Amorepacific’s business grew 9 percent in the market, thanks to the international K-Beauty boom and the success of brands like Aestura and its namesake label. Coty’s chief executive officer Sue Nabi said the market is recovering across all its sectors, and that smaller brands like Lancaster are growing fast.
Estée Lauder Companies, which has been hampered by its overexposure to the market since 2022 saw sales increase 9 percent in the region, with share gains led by its more premium brands like La Mer, Le Labo and Tom Ford. However, Falorni noted that the company is still down on a two-year basis, as many firms are lapping an especially bad period in the prior year. It’s a wait and see game for now, as subsequent quarters could have more disappointing results, cautioned Falorni.
L’Oréal’s Hieronimus agreed that one quarter doesn’t make a trend. “Overall, the market has gone into a positive territory… we see a slight uptick in consumer confidence.”
The Fragrance Gold Rush
While fragrance is still a winning category, signs of a slowdown are becoming apparent.
Spanish firm Puig, which derives more than 70 percent of its income from popular fragrance lines like Carolina Herrera, Byredo and Paco Rabanne, said the wider fragrance market had become softer. Its fragrance unit grew just 2.8 percent — in the preceding two quarters, it grew more than double that.
Fragrance’s slowdown is not just a concern for specialist firms like Puig, Interparfums and Coty. Even L’Oréal is reliant on perfume. With its acquisition of Creed and the rest of Kering’s fragrance lines, its exposure to the category will increase around 6 percent, according to investment bank HSBC; It’s already close to 14 percent, per the same research.
Even though growth at Estée Lauder Companies will be incrementally positive (its fragrance business is smaller than most), banking too much on scents to grow is not a foolproof plan.

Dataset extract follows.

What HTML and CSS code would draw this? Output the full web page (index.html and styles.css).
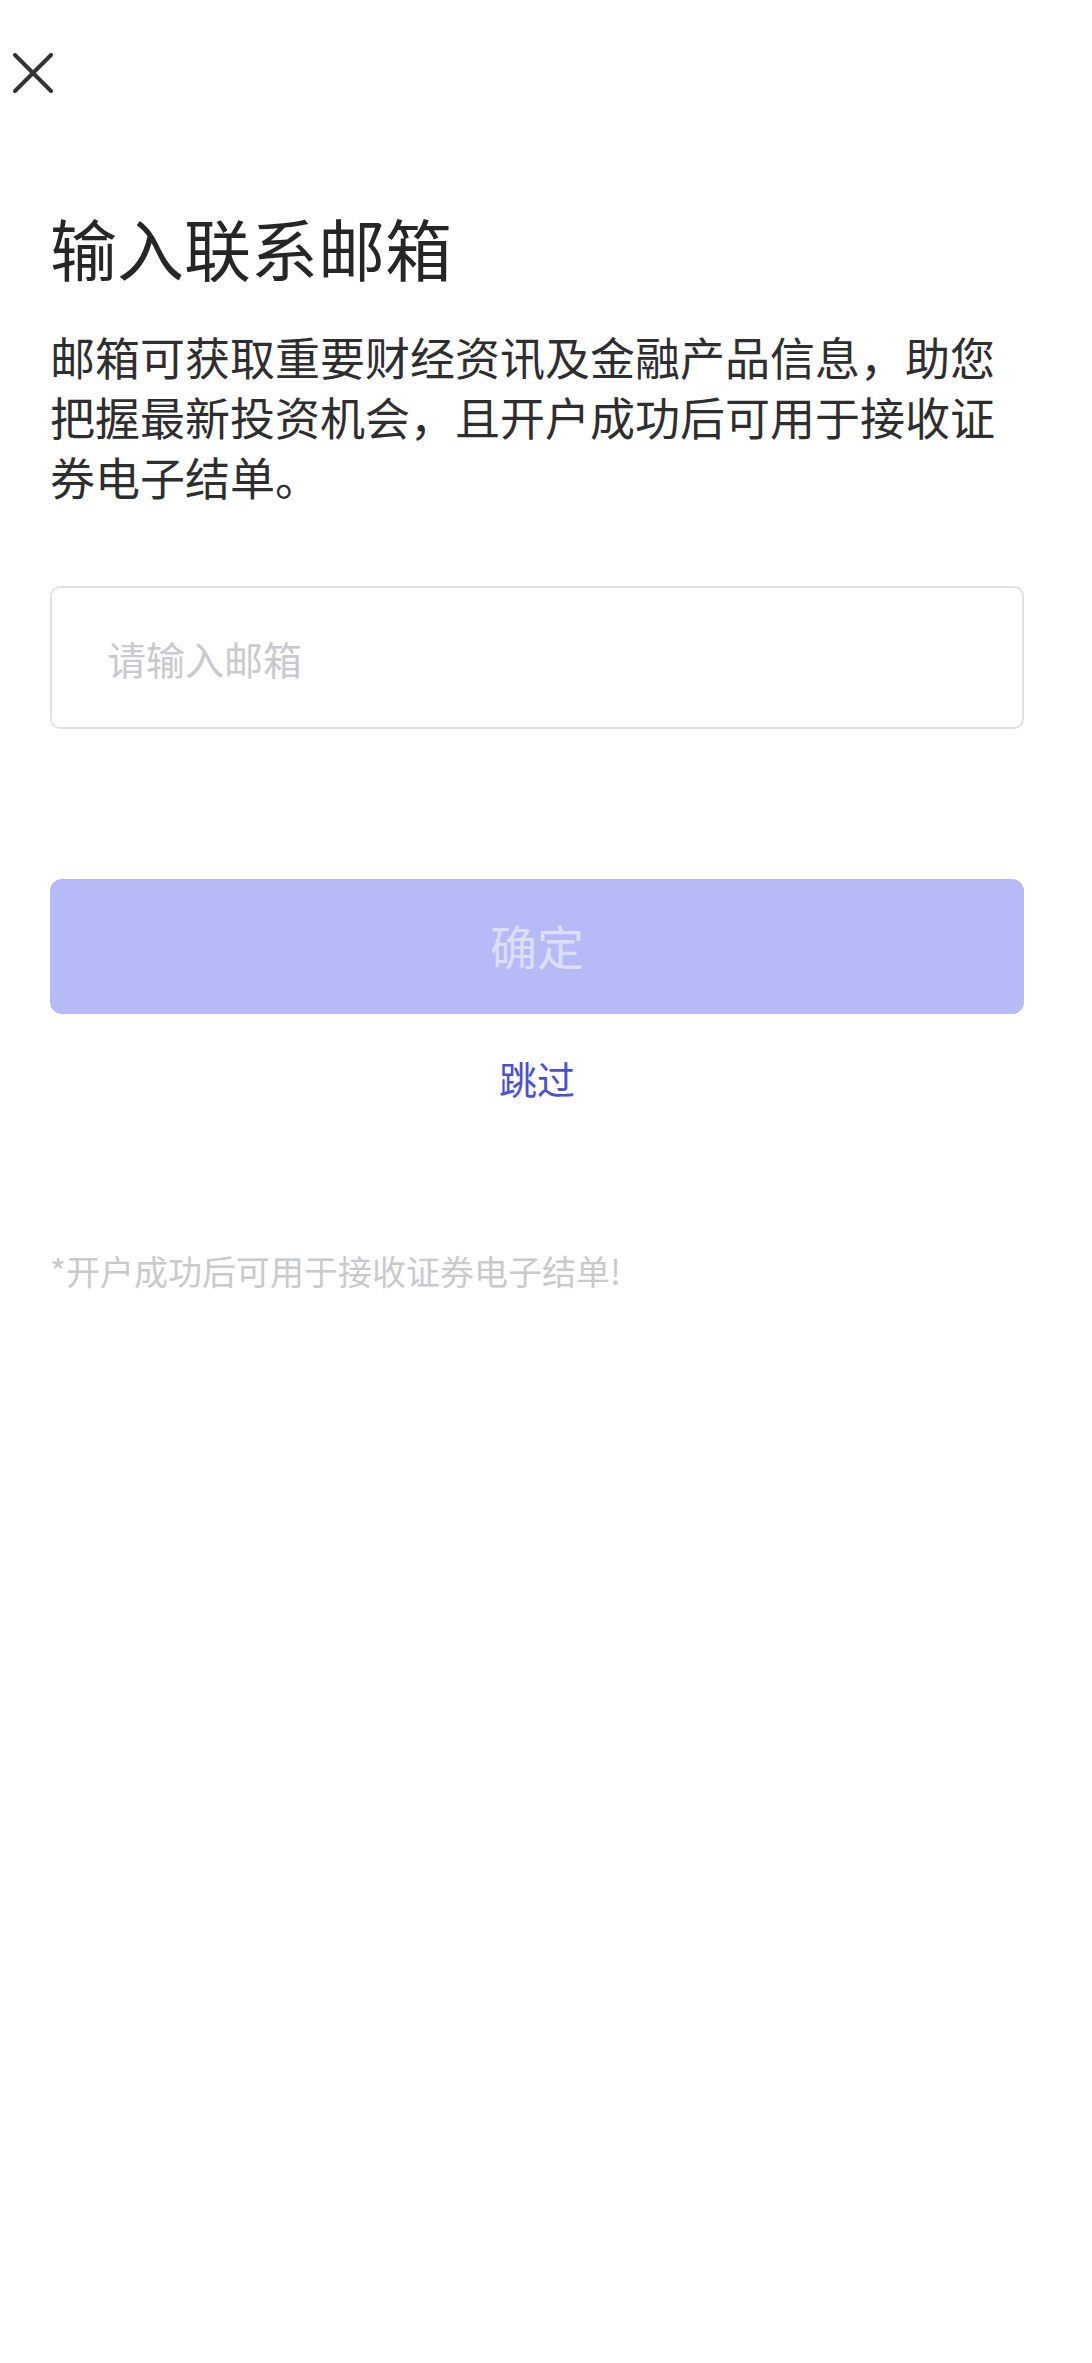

It’s an intensely competitive category ruled by niche brands, and while the likes of Le Labo are still popular, its efforts are behind the curve.
In the year ahead, Oliver Chen, a managing director at the investment bank TD Cowen, said the industry is normalising, but with clear winners and losers. “It’s about who can compete with the channel changes,” he said referring to the rising tide of e-commerce and social shopping, and who can seize an opportunity to re-excite customers about makeup, an area he said had been less dynamic.
“We’re itching for more innovation in cosmetics,” he said.